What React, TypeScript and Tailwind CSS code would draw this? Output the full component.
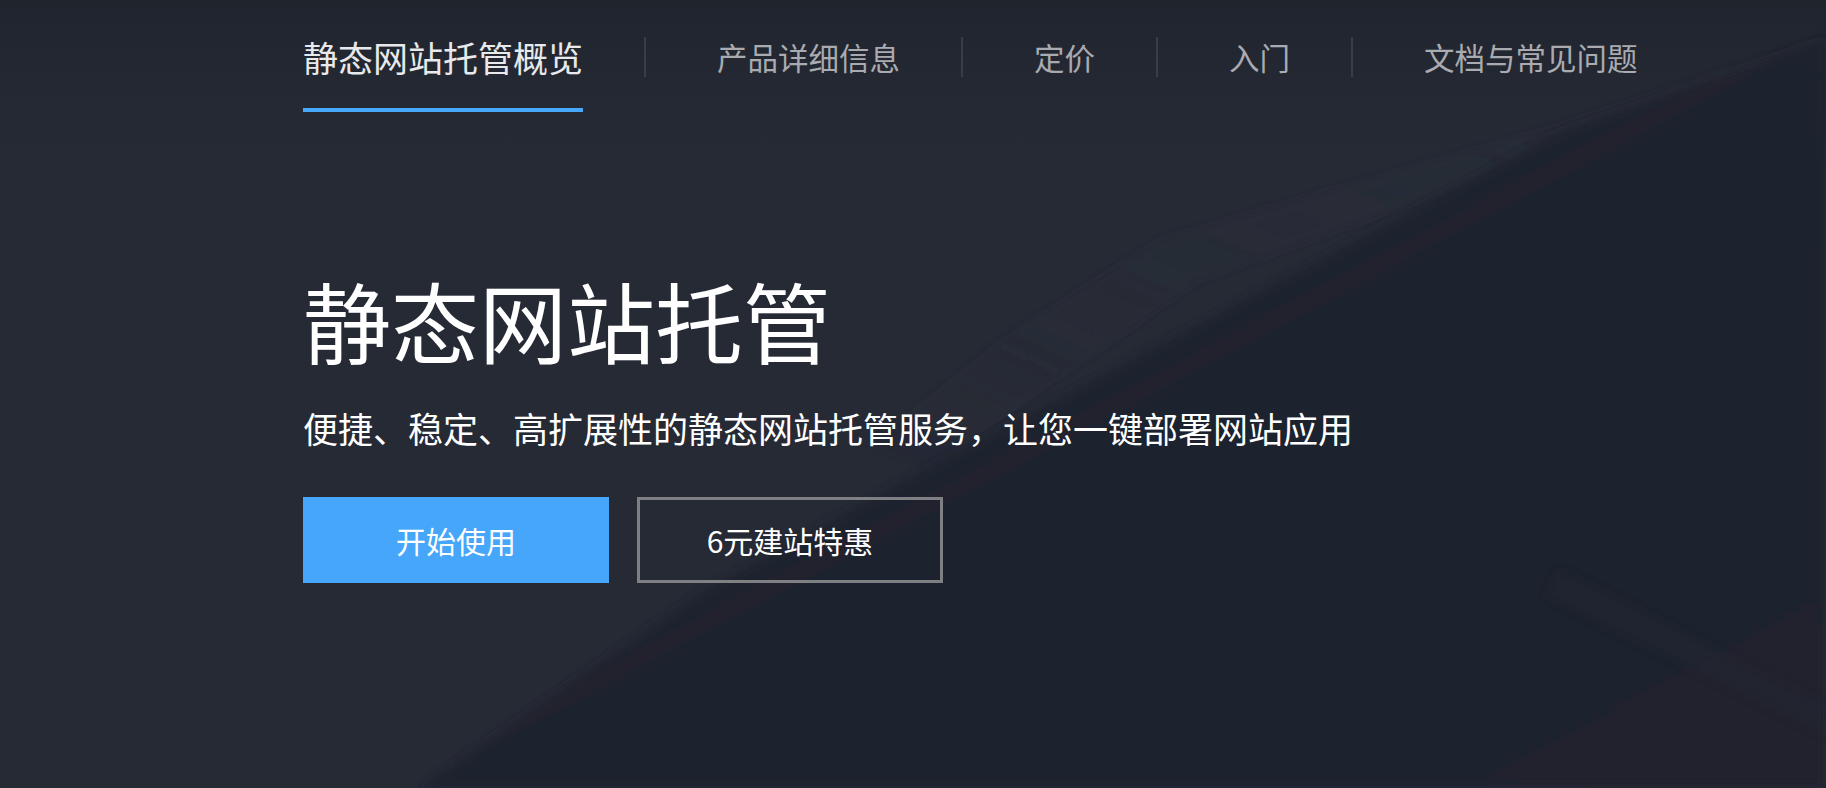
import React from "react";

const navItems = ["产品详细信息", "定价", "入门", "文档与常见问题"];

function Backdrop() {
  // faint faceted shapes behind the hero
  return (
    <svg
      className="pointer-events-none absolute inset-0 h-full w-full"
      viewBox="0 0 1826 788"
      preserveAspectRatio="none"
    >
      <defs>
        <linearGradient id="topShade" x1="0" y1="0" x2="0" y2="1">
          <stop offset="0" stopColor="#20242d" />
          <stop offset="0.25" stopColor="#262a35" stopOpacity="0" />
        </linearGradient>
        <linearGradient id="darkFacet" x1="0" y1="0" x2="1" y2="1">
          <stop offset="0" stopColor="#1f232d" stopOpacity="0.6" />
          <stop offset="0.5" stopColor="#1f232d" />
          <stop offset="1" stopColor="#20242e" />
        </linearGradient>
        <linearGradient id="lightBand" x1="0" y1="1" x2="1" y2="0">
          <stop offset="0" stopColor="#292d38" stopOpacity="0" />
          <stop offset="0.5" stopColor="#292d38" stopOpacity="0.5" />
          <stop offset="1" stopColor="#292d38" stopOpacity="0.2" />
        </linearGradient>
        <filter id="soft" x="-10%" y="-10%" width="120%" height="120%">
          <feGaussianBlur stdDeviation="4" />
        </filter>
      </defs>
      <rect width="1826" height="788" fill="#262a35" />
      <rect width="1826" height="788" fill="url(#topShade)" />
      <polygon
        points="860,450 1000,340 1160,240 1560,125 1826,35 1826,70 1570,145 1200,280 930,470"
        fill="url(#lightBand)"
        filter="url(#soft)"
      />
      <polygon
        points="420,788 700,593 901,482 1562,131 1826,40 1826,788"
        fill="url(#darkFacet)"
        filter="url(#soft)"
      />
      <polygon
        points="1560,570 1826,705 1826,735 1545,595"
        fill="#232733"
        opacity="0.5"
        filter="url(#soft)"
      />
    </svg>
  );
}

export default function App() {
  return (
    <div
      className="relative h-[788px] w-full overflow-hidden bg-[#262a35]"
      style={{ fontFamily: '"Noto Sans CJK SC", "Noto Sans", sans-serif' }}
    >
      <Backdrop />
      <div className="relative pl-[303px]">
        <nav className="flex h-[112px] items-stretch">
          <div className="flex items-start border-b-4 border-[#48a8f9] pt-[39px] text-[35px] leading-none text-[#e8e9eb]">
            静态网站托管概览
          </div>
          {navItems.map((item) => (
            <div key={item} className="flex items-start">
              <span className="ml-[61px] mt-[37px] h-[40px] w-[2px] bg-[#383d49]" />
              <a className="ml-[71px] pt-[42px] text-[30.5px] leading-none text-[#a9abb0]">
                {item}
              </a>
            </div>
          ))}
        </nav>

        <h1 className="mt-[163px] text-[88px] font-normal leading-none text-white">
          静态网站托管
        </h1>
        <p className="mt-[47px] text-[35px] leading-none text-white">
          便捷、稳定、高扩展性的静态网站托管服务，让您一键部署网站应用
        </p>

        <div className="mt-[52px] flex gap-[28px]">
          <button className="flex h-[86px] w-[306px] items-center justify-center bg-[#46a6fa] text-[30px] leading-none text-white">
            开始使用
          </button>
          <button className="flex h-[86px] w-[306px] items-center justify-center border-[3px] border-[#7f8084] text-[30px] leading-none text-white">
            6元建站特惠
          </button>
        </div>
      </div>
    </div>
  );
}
****************
* [Task to complete]: Identify and copy lines that hold the string "React".

* [Problem solution]:
What React, TypeScript and Tailwind CSS code would draw this? Output the full component.
import React from "react";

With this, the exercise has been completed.